Seeretter wollen die Arbeit einstellen

von Martin Schuck

Martin Schuck

Das Internationale Seerecht entstand im 17. Jahrhundert, um schwächeren Staaten ein Recht zur Verteidigung beim Angriff durch ausländische Flotten zu sichern. Eine Entfernung von drei Seemeilen, das ist etwa so weit, wie damals eine Kanonenkugel schießen konnte, wurde zur Hoheitszone eines Staates erklärt. Die heute auf zwölf Seemeilen ausgedehnte Hoheitszone hat kaum noch militärische Bedeutung, sondern dient der Ausbeutung der Küstengewässer. Daneben gibt es noch eine Anschlusszone von weiteren zwölf Meilen sowie eine Wirtschaftszone von 200 Meilen, deren Nutzungsrecht nicht immer ganz klar ist.

Wenn plötzlich große Empörung herrscht, weil Libyen angesichts der massiven Präsenz von Rettungsschiffen einiger Nichtregierungsorganisationen (NGOs) direkt vor der Zwölf-Meilen-Zone sein Hoheitsgebiet ausweitet, entsteht der Eindruck, dass die NGOs ihr Hilfskonzept in Gefahr sehen. Dieses sah vor, Flüchtlinge von den Booten zu übernehmen, um sie nach Italien zu bringen. Darauf hat bereits der italienische Staat mit einem Verhaltenskodex reagiert, der unter anderem die Präsenz von bewaffneten Polizeieinheiten an Bord der Rettungsschiffe forderte.

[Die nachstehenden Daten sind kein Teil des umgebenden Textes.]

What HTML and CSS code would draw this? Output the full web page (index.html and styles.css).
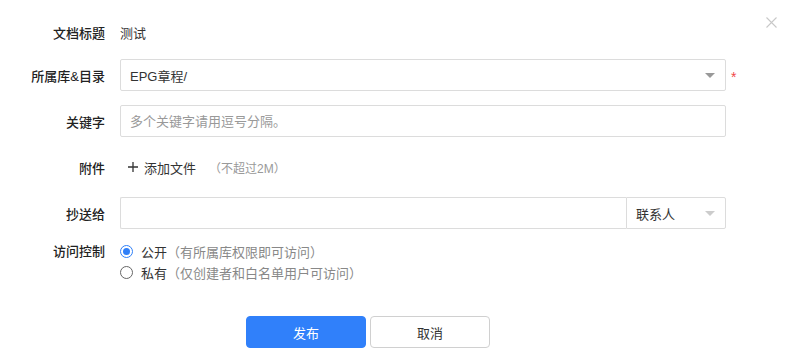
FILE: index.html
```html
<!DOCTYPE html>
<html lang="zh-CN">

<head>
    <meta charset="UTF-8">
    <meta name="viewport" content="width=device-width, initial-scale=1.0">
    <title>发布文档</title>
    <link rel="stylesheet" href="styles.css">
</head>

<body>
    <div class="dialog">
        <span class="close" title="关闭">
            <svg width="11" height="11" viewBox="0 0 11 11">
                <path d="M0.5 0.5 L10.5 10.5 M10.5 0.5 L0.5 10.5" stroke="#c8c8c8" stroke-width="1.1" fill="none"/>
            </svg>
        </span>

        <div class="form">
            <div class="row row-title">
                <label class="label">文档标题</label>
                <div class="field">
                    <span class="value">测试</span>
                </div>
            </div>

            <div class="row">
                <label class="label">所属库&amp;目录</label>
                <div class="field">
                    <div class="select">
                        <span>EPG章程/</span>
                        <i class="caret"></i>
                    </div>
                    <span class="required">*</span>
                </div>
            </div>

            <div class="row">
                <label class="label">关键字</label>
                <div class="field">
                    <input class="input" type="text" placeholder="多个关键字请用逗号分隔。">
                </div>
            </div>

            <div class="row">
                <label class="label">附件</label>
                <div class="field">
                    <a class="add-file" href="#">
                        <svg width="10" height="10" viewBox="0 0 10 10">
                            <path d="M5 0 V10 M0 5 H10" stroke="#333" stroke-width="1.3" fill="none"/>
                        </svg>
                        添加文件
                    </a>
                    <span class="hint">（不超过2M）</span>
                </div>
            </div>

            <div class="row">
                <label class="label">抄送给</label>
                <div class="field">
                    <div class="cc">
                        <input class="cc-input" type="text">
                        <div class="cc-select">
                            <span>联系人</span>
                            <i class="caret caret-light"></i>
                        </div>
                    </div>
                </div>
            </div>

            <div class="row row-radio">
                <label class="label">访问控制</label>
                <div class="radios">
                    <label class="radio">
                        <span class="dot checked"></span>
                        公开<em>（有所属库权限即可访问）</em>
                    </label>
                    <label class="radio">
                        <span class="dot"></span>
                        私有<em>（仅创建者和白名单用户可访问）</em>
                    </label>
                </div>
            </div>

            <div class="actions">
                <button class="btn btn-primary">发布</button>
                <button class="btn">取消</button>
            </div>
        </div>
    </div>
</body>

</html>
```

FILE: styles.css
```css
* {
    box-sizing: border-box;
}

body {
    margin: 0;
    background: #fff;
    font-family: "Liberation Sans", "Noto Sans CJK SC", sans-serif;
    font-size: 13px;
    color: #333;
}

.dialog {
    position: relative;
    width: 787px;
    height: 360px;
}

.close {
    position: absolute;
    top: 17px;
    left: 766px;
    width: 11px;
    height: 11px;
    display: block;
    line-height: 0;
}

.form {
    padding-top: 16px;
    display: flex;
    flex-direction: column;
    gap: 14px;
}

.row {
    display: flex;
    align-items: center;
    height: 32px;
}

.row-title {
    margin-bottom: -3px;
}

.label {
    width: 105px;
    text-align: right;
    font-weight: 500;
    color: #222;
    margin-right: 15px;
    flex-shrink: 0;
}

.field {
    display: flex;
    align-items: center;
}

.value {
    color: #333;
}

.select,
.input {
    width: 606px;
    height: 32px;
    border: 1px solid #dcdcdc;
    border-radius: 2px;
    background: #fff;
}

.select {
    display: flex;
    align-items: center;
    justify-content: space-between;
    padding: 0 10px 0 9px;
    color: #333;
}

.input {
    padding: 0 9px;
    font: inherit;
    color: #333;
    outline: none;
}

.input::placeholder {
    color: #999;
}

.caret {
    width: 0;
    height: 0;
    border-left: 5px solid transparent;
    border-right: 5px solid transparent;
    border-top: 5px solid #999;
}

.caret-light {
    border-top-color: #ccc;
}

.required {
    color: #f04848;
    margin-left: 5px;
    font-size: 14px;
    line-height: 1;
    padding-top: 4px;
}

.add-file {
    display: flex;
    align-items: center;
    gap: 6px;
    margin-left: 8px;
    color: #333;
    text-decoration: none;
}

.hint {
    color: #999;
    font-size: 12px;
    margin-left: 13px;
}

.cc {
    display: flex;
    width: 606px;
    height: 32px;
}

.cc-input {
    width: 506px;
    height: 32px;
    border: 1px solid #dcdcdc;
    border-right: none;
    border-radius: 2px 0 0 2px;
    outline: none;
}

.cc-select {
    width: 100px;
    height: 32px;
    border: 1px solid #dcdcdc;
    border-radius: 0 2px 2px 0;
    display: flex;
    align-items: center;
    justify-content: space-between;
    padding: 0 10px 0 9px;
}

.row-radio {
    height: auto;
    align-items: flex-start;
    margin-top: -2px;
}

.row-radio .label {
    line-height: 21px;
}

.radios {
    display: flex;
    flex-direction: column;
}

.radio {
    display: flex;
    align-items: center;
    height: 21px;
    color: #333;
}

.radio em {
    font-style: normal;
    color: #888;
}

.dot {
    width: 13px;
    height: 13px;
    border: 1px solid #666;
    border-radius: 50%;
    margin-right: 8px;
    position: relative;
}

.dot.checked {
    border-color: #2f7ff8;
}

.dot.checked::after {
    content: "";
    position: absolute;
    left: 2px;
    top: 2px;
    width: 7px;
    height: 7px;
    border-radius: 50%;
    background: #2f7ff8;
}

.actions {
    display: flex;
    gap: 4px;
    padding-left: 246px;
    margin-top: 19px;
}

.btn {
    width: 120px;
    height: 32px;
    border: 1px solid #d0d0d0;
    border-radius: 4px;
    background: #fff;
    font: inherit;
    color: #333;
}

.btn-primary {
    background: #3080fa;
    border-color: #3080fa;
    color: #fff;
}
```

Nicht nachvollziehbar ist es, wenn einige NGOs, etwa Ärzte ohne Grenzen, als Konsequenz aus der Ausdehnung der Hoheitszone jetzt ihre Arbeit einstellen. Im Grunde zeigen sie damit, dass sie ihrer selbst gestellten Aufgabe der Flüchtlingsrettung nur dann nachkommen wollen, wenn sie es von den Ausreisestaaten leicht gemacht bekommen. Seerettung geschieht aber meist nicht vor der Küste, sondern auf hoher See. Möglichst viele Menschen aus den Lagern nach Europa zu holen, ist etwas anderes als Rettung aus Seenot. Darüber müsste offen geredet werden.